- GOAL
Can you copy out the data exactly? Leave the images out.

^^^^^^^^^^^^^^^^

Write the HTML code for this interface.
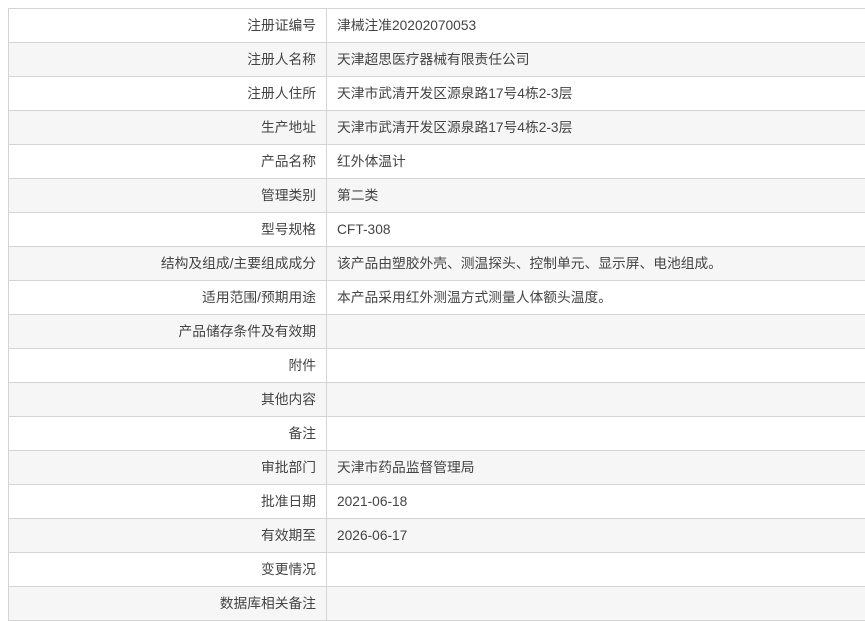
<!DOCTYPE html>
<html><head><style>
body{margin:0;background:#fff;font-family:"Liberation Sans","Noto Sans CJK SC",sans-serif;font-size:13.75px;color:#444}
table{position:absolute;left:8px;top:8px;width:870px;border-collapse:collapse}
td{height:33px;box-sizing:border-box;border:1px solid #d4d4d4;padding:0 10px;white-space:nowrap;font-size:13.75px;line-height:20px;vertical-align:middle}
td.l{width:318px;text-align:right}
tr{height:34px}
tr:nth-child(even) td{background:#f6f6f6}
</style></head><body><table>
<tr><td class="l">注册证编号</td><td>津械注准20202070053</td></tr>
<tr><td class="l">注册人名称</td><td>天津超思医疗器械有限责任公司</td></tr>
<tr><td class="l">注册人住所</td><td>天津市武清开发区源泉路17号4栋2-3层</td></tr>
<tr><td class="l">生产地址</td><td>天津市武清开发区源泉路17号4栋2-3层</td></tr>
<tr><td class="l">产品名称</td><td>红外体温计</td></tr>
<tr><td class="l">管理类别</td><td>第二类</td></tr>
<tr><td class="l">型号规格</td><td>CFT-308</td></tr>
<tr><td class="l">结构及组成/主要组成成分</td><td>该产品由塑胶外壳、测温探头、控制单元、显示屏、电池组成。</td></tr>
<tr><td class="l">适用范围/预期用途</td><td>本产品采用红外测温方式测量人体额头温度。</td></tr>
<tr><td class="l">产品储存条件及有效期</td><td></td></tr>
<tr><td class="l">附件</td><td></td></tr>
<tr><td class="l">其他内容</td><td></td></tr>
<tr><td class="l">备注</td><td></td></tr>
<tr><td class="l">审批部门</td><td>天津市药品监督管理局</td></tr>
<tr><td class="l">批准日期</td><td>2021-06-18</td></tr>
<tr><td class="l">有效期至</td><td>2026-06-17</td></tr>
<tr><td class="l">变更情况</td><td></td></tr>
<tr><td class="l">数据库相关备注</td><td></td></tr>
</table></body></html>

^^^^^^^^^^^^^^^^

- TASK SOLUTION
Write the HTML code for this interface.
<!DOCTYPE html>
<html><head><style>
body{margin:0;background:#fff;font-family:"Liberation Sans","Noto Sans CJK SC",sans-serif;font-size:13.75px;color:#444}
table{position:absolute;left:8px;top:8px;width:870px;border-collapse:collapse}
td{height:33px;box-sizing:border-box;border:1px solid #d4d4d4;padding:0 10px;white-space:nowrap;font-size:13.75px;line-height:20px;vertical-align:middle}
td.l{width:318px;text-align:right}
tr{height:34px}
tr:nth-child(even) td{background:#f6f6f6}
</style></head><body><table>
<tr><td class="l">注册证编号</td><td>津械注准20202070053</td></tr>
<tr><td class="l">注册人名称</td><td>天津超思医疗器械有限责任公司</td></tr>
<tr><td class="l">注册人住所</td><td>天津市武清开发区源泉路17号4栋2-3层</td></tr>
<tr><td class="l">生产地址</td><td>天津市武清开发区源泉路17号4栋2-3层</td></tr>
<tr><td class="l">产品名称</td><td>红外体温计</td></tr>
<tr><td class="l">管理类别</td><td>第二类</td></tr>
<tr><td class="l">型号规格</td><td>CFT-308</td></tr>
<tr><td class="l">结构及组成/主要组成成分</td><td>该产品由塑胶外壳、测温探头、控制单元、显示屏、电池组成。</td></tr>
<tr><td class="l">适用范围/预期用途</td><td>本产品采用红外测温方式测量人体额头温度。</td></tr>
<tr><td class="l">产品储存条件及有效期</td><td></td></tr>
<tr><td class="l">附件</td><td></td></tr>
<tr><td class="l">其他内容</td><td></td></tr>
<tr><td class="l">备注</td><td></td></tr>
<tr><td class="l">审批部门</td><td>天津市药品监督管理局</td></tr>
<tr><td class="l">批准日期</td><td>2021-06-18</td></tr>
<tr><td class="l">有效期至</td><td>2026-06-17</td></tr>
<tr><td class="l">变更情况</td><td></td></tr>
<tr><td class="l">数据库相关备注</td><td></td></tr>
</table></body></html>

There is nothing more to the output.